Set task: Extract from the listing each line in which the word "that" appears.

Entries shown:
------------------------------------------------------------------------
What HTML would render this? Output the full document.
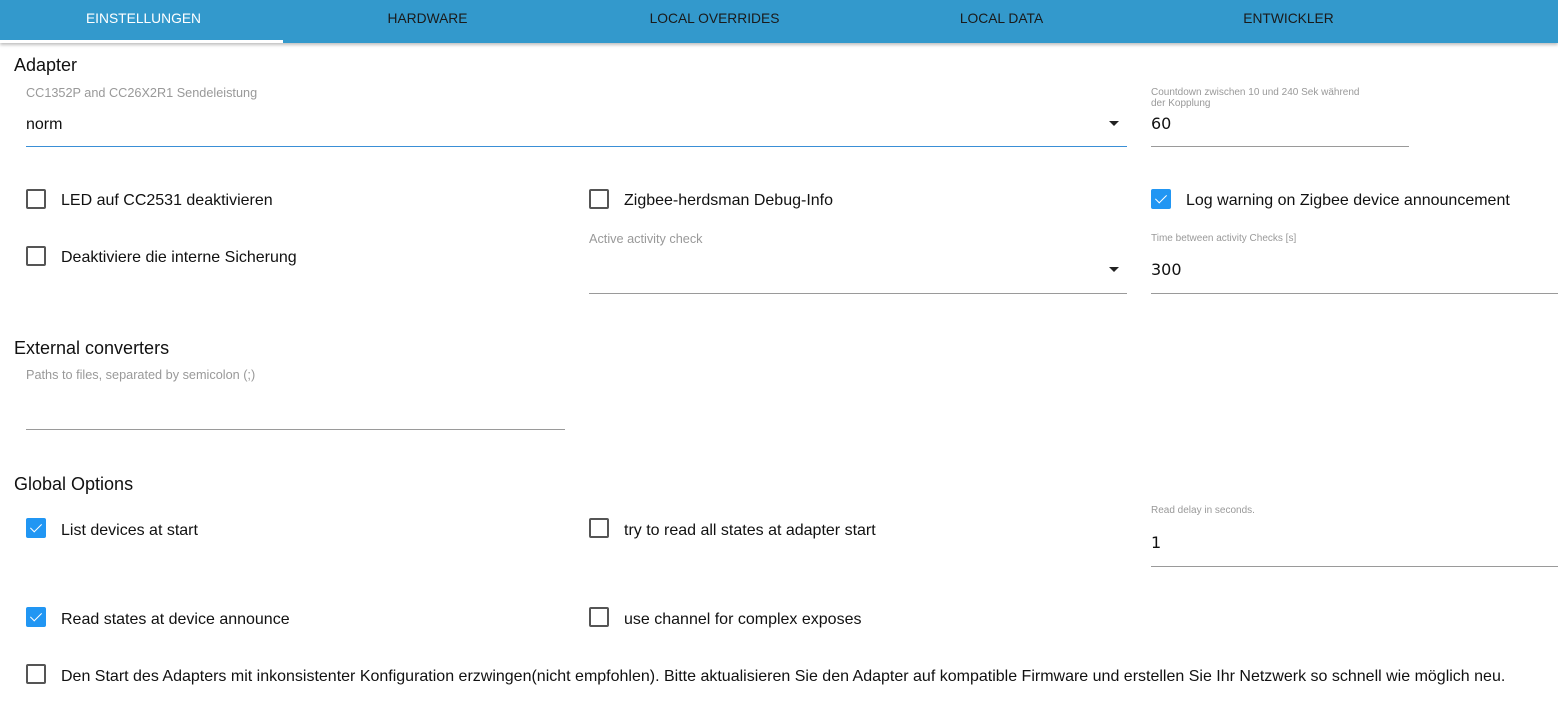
<!DOCTYPE html>
<html><head><meta charset="utf-8"><style>
*{margin:0;padding:0;box-sizing:border-box}
body{width:1558px;height:721px;position:relative;background:#fff;font-family:"Liberation Sans",sans-serif;color:#111;overflow:hidden}
.bar{position:absolute;left:0;top:0;width:1558px;height:43px;background:#3399cc;box-shadow:0 2px 3px rgba(0,0,0,.25)}
.tab{position:absolute;top:0;height:40px;line-height:38px;width:287px;text-align:center;font-size:13.8px;color:#1a1a1a}
.ind{position:absolute;left:0;top:40px;width:283px;height:3px;background:#fff}
.a{position:absolute;white-space:nowrap}
.h{font-size:18px;color:#111}
.lbl{font-size:12.7px;color:#999}
.sm{font-size:10px;color:#999;line-height:11px}
.t{font-size:16px;color:#111}
.v{font-size:16px;font-family:"DejaVu Sans",sans-serif;color:#111}
.ln{position:absolute;height:1px;background:#9a9a9a}
.cb{position:absolute;width:20px;height:20px;border:2px solid #555;border-radius:2px}
.cc{position:absolute;width:20px;height:20px;background:#2196f3;border-radius:2px}
.cc:after{content:"";position:absolute;left:7px;top:3px;width:5px;height:10px;border:solid #fff;border-width:0 1.6px 1.6px 0;transform:rotate(45deg)}
.arr{position:absolute;width:0;height:0;border-left:5px solid transparent;border-right:5px solid transparent;border-top:5px solid #222}
</style></head><body>
<div class="bar">
<div class="tab" style="left:0;color:#fff">EINSTELLUNGEN</div>
<div class="tab" style="left:284px">HARDWARE</div>
<div class="tab" style="left:571px">LOCAL OVERRIDES</div>
<div class="tab" style="left:858px">LOCAL DATA</div>
<div class="tab" style="left:1145px">ENTWICKLER</div>
<div class="ind"></div>
</div>

<div class="a h" style="left:14px;top:55px">Adapter</div>
<div class="a lbl" style="left:26px;top:86px">CC1352P and CC26X2R1 Sendeleistung</div>
<div class="a t" style="left:26px;top:116px">norm</div>
<div class="arr" style="left:1109px;top:121px"></div>
<div class="ln" style="left:26px;top:146px;width:1101px;background:#3a8fd6"></div>

<div class="a sm" style="left:1151px;top:87px">Countdown zwischen 10 und 240 Sek während<br>der Kopplung</div>
<div class="a v" style="left:1151px;top:114px">60</div>
<div class="ln" style="left:1151px;top:146px;width:258px"></div>

<div class="cb" style="left:26px;top:189px"></div>
<div class="a t" style="left:61px;top:192px">LED auf CC2531 deaktivieren</div>
<div class="cb" style="left:589px;top:189px"></div>
<div class="a t" style="left:624px;top:192px">Zigbee-herdsman Debug-Info</div>
<div class="cc" style="left:1151px;top:189px"></div>
<div class="a t" style="left:1186px;top:192px">Log warning on Zigbee device announcement</div>

<div class="cb" style="left:26px;top:246px"></div>
<div class="a t" style="left:61px;top:249px">Deaktiviere die interne Sicherung</div>
<div class="a lbl" style="left:589px;top:232px">Active activity check</div>
<div class="arr" style="left:1109px;top:267px"></div>
<div class="ln" style="left:589px;top:293px;width:538px"></div>
<div class="a sm" style="left:1151px;top:233px">Time between activity Checks [s]</div>
<div class="a v" style="left:1151px;top:260px">300</div>
<div class="ln" style="left:1151px;top:293px;width:407px"></div>

<div class="a h" style="left:14px;top:338px">External converters</div>
<div class="a lbl" style="left:26px;top:368px">Paths to files, separated by semicolon (;)</div>
<div class="ln" style="left:26px;top:429px;width:539px"></div>

<div class="a h" style="left:14px;top:474px">Global Options</div>
<div class="cc" style="left:26px;top:518px"></div>
<div class="a t" style="left:61px;top:522px">List devices at start</div>
<div class="cb" style="left:589px;top:518px"></div>
<div class="a t" style="left:624px;top:522px">try to read all states at adapter start</div>
<div class="a sm" style="left:1151px;top:505px">Read delay in seconds.</div>
<div class="a v" style="left:1151px;top:533px">1</div>
<div class="ln" style="left:1151px;top:566px;width:407px"></div>

<div class="cc" style="left:26px;top:607px"></div>
<div class="a t" style="left:61px;top:611px">Read states at device announce</div>
<div class="cb" style="left:589px;top:607px"></div>
<div class="a t" style="left:624px;top:611px">use channel for complex exposes</div>

<div class="cb" style="left:26px;top:664px"></div>
<div class="a t" style="left:61px;top:668px">Den Start des Adapters mit inkonsistenter Konfiguration erzwingen(nicht empfohlen). Bitte aktualisieren Sie den Adapter auf kompatible Firmware und erstellen Sie Ihr Netzwerk so schnell wie möglich neu.</div>
</body></html>
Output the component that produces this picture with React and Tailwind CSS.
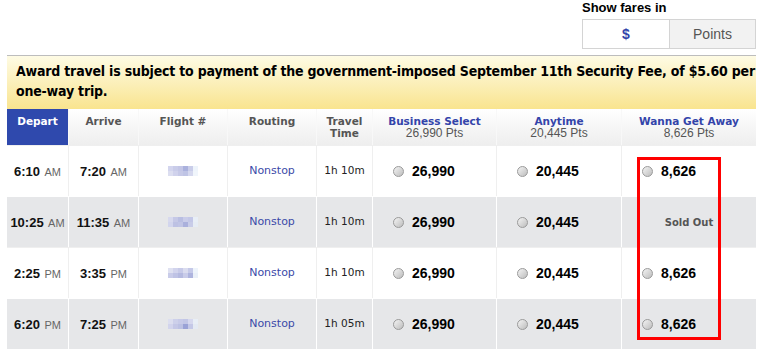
const rows = [
  {
    depart: ["6:10", "AM"],
    arrive: ["7:20", "AM"],
    time: "1h 10m",
    bs: "26,990",
    any: "20,445",
    wga: "8,626",
    alt: false,
    blur: [
      ["#d3d5ee", "#c9cce9", "#c3c6e6", "#aab1dd", "#c9cde9", "#eef4fb"],
      ["#dcdef0", "#d0d2ec", "#c6c9e7", "#bfc4e5", "#d5d8ee", "#f0f5fb"],
    ],
  },
  {
    depart: ["10:25", "AM"],
    arrive: ["11:35", "AM"],
    time: "1h 10m",
    bs: "26,990",
    any: "20,445",
    wga: null,
    alt: true,
    blur: [
      ["#d7d9ee", "#c5c8e6", "#b9bee2", "#c9cce9", "#c3c7e7", "#e8eef6"],
      ["#d2d5ed", "#bdc1e3", "#c0c4e5", "#aab0dc", "#c8cce8", "#e6ecf4"],
    ],
  },
  {
    depart: ["2:25", "PM"],
    arrive: ["3:35", "PM"],
    time: "1h 10m",
    bs: "26,990",
    any: "20,445",
    wga: "8,626",
    alt: false,
    blur: [
      ["#dfe1f1", "#d2d4ed", "#c7cae8", "#dadcef", "#c5c9e8", "#eef4fb"],
      ["#c9cce9", "#bfc3e5", "#b5bae0", "#c9cce9", "#aeb4de", "#eaf0f8"],
    ],
  },
  {
    depart: ["6:20", "PM"],
    arrive: ["7:25", "PM"],
    time: "1h 05m",
    bs: "26,990",
    any: "20,445",
    wga: "8,626",
    alt: true,
    blur: [
      ["#dcdeef", "#cdd0ea", "#c7cae8", "#c2c6e6", "#d6d8ee", "#e8eef6"],
      ["#d2d4ec", "#c4c7e6", "#bcc1e3", "#9aa2d6", "#c4c8e7", "#e4eaf3"],
    ],
  },
];

const grid =
  "grid grid-cols-[62px_70px_89px_89px_56px_124px_125px_134px]";

function Radio() {
  return (
    <span className="inline-block w-[11px] h-[11px] rounded-full border border-[#9a9a9a] bg-gradient-to-br from-[#f4f4f4] to-[#bdbdbd] shrink-0" />
  );
}

function Price({ value }) {
  return (
    <div className="flex items-center gap-[8px] pl-[20px]">
      <Radio />
      <span className="text-[14px] font-bold text-black font-['Liberation_Sans',Arial,sans-serif]">
        {value}
      </span>
    </div>
  );
}

function Clock({ t }) {
  return (
    <span className="font-['Liberation_Sans',Arial,sans-serif]">
      <span className="text-[13px] font-bold text-[#111]">{t[0]}</span>{" "}
      <span className="text-[11px] text-[#666]">{t[1]}</span>
    </span>
  );
}

function HeadCell({ children, className = "" }) {
  return (
    <div
      className={
        "border-r border-[#f8f8f8] pt-[6px] text-center text-[10.5px] leading-[12px] font-bold font-['DejaVu_Sans',Verdana,sans-serif] " +
        className
      }
    >
      {children}
    </div>
  );
}

export default function App() {
  return (
    <main className="w-[762px] h-[356px] bg-white overflow-hidden font-['Liberation_Sans',Arial,sans-serif]">
      <div className="flex justify-end pr-[6px]">
        <div className="w-[174px]">
          <p className="text-[13px] leading-[16px] font-bold text-black">
            Show fares in
          </p>
          <div className="mt-[3px] flex h-[30px] border border-[#d4d4d4]">
            <button className="w-[87px] text-[14px] font-bold text-[#3344aa] bg-white border-r border-[#d4d4d4]">
              $
            </button>
            <button className="flex-1 text-[14px] text-[#555] bg-[#f2f2f2]">
              Points
            </button>
          </div>
        </div>
      </div>

      <div className="ml-[7px] w-[749px] mt-[6px] border-t border-[#bdbdbd]">
        <div className="h-[53px] pl-[9px] pt-[5px] bg-gradient-to-b from-[#fefbe4] to-[#f9e48e]">
          <p className="text-[14px] leading-[20px] tracking-[-0.2px] font-bold text-black font-['DejaVu_Sans_Condensed','DejaVu_Sans',Tahoma,sans-serif]">
            Award travel is subject to payment of the government-imposed
            September 11th Security Fee, of $5.60 per one-way trip.
          </p>
        </div>

        <div className="relative">
          <div
            className={
              grid +
              " h-[36px] bg-gradient-to-b from-white to-[#eeeeee] text-[#555]"
            }
          >
            <HeadCell className="bg-[#2f49ad] text-white">Depart</HeadCell>
            <HeadCell>Arrive</HeadCell>
            <HeadCell>Flight #</HeadCell>
            <HeadCell>Routing</HeadCell>
            <HeadCell>
              Travel
              <br />
              Time
            </HeadCell>
            <HeadCell>
              <span className="text-[#3344aa]">Business Select</span>
              <br />
              <span className="font-normal text-[12px] font-['Liberation_Sans',Arial,sans-serif]">
                26,990 Pts
              </span>
            </HeadCell>
            <HeadCell>
              <span className="text-[#3344aa]">Anytime</span>
              <br />
              <span className="font-normal text-[12px] font-['Liberation_Sans',Arial,sans-serif]">
                20,445 Pts
              </span>
            </HeadCell>
            <HeadCell className="border-r-0">
              <span className="text-[#3344aa]">Wanna Get Away</span>
              <br />
              <span className="font-normal text-[12px] font-['Liberation_Sans',Arial,sans-serif]">
                8,626 Pts
              </span>
            </HeadCell>
          </div>

          {rows.map((r, i) => {
            const line = r.alt ? "border-white" : "border-[#efefef]";
            const cell = "flex items-center border-r " + line;
            return (
              <div
                key={i}
                className={
                  grid +
                  " h-[51px] border-t " +
                  line +
                  (r.alt ? " bg-[#e6e7e9]" : " bg-white")
                }
              >
                <div className={cell + " justify-center"}>
                  <Clock t={r.depart} />
                </div>
                <div className={cell + " justify-center"}>
                  <Clock t={r.arrive} />
                </div>
                <div className={cell + " justify-center"}>
                  <div className="flex flex-col">
                    {r.blur.map((b, j) => (
                      <div key={j} className="flex">
                        {b.map((c, k) => (
                          <span
                            key={k}
                            className="w-[5px] h-[5px]"
                            style={{ backgroundColor: c }}
                          />
                        ))}
                      </div>
                    ))}
                  </div>
                </div>
                <div className={cell + " justify-center"}>
                  <span className="text-[11px] text-[#3b4aa8] font-['DejaVu_Sans',Verdana,sans-serif]">
                    Nonstop
                  </span>
                </div>
                <div className={cell + " justify-center"}>
                  <span className="text-[10.5px] text-[#222] font-['DejaVu_Sans',Verdana,sans-serif]">
                    {r.time}
                  </span>
                </div>
                <div className={cell}>
                  <Price value={r.bs} />
                </div>
                <div className={cell}>
                  <Price value={r.any} />
                </div>
                <div className="flex items-center">
                  {r.wga ? (
                    <Price value={r.wga} />
                  ) : (
                    <span className="w-full text-center text-[10px] font-bold text-[#555] font-['DejaVu_Sans',Verdana,sans-serif]">
                      Sold Out
                    </span>
                  )}
                </div>
              </div>
            );
          })}

          <div className="absolute left-[630px] top-[48px] w-[84px] h-[183px] border-[3px] border-[#ff0000] pointer-events-none" />
        </div>
      </div>
    </main>
  );
}
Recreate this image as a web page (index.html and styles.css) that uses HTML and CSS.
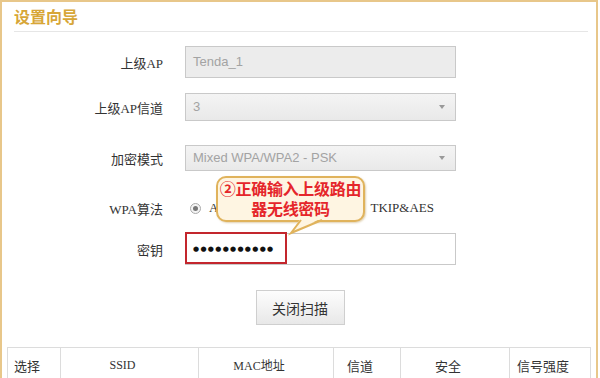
------------------------------------------------------------------------
Output for this exercise:
Output the component that produces this picture with React and Tailwind CSS.
Recreate this image as a web page (index.html and styles.css) that uses HTML and CSS.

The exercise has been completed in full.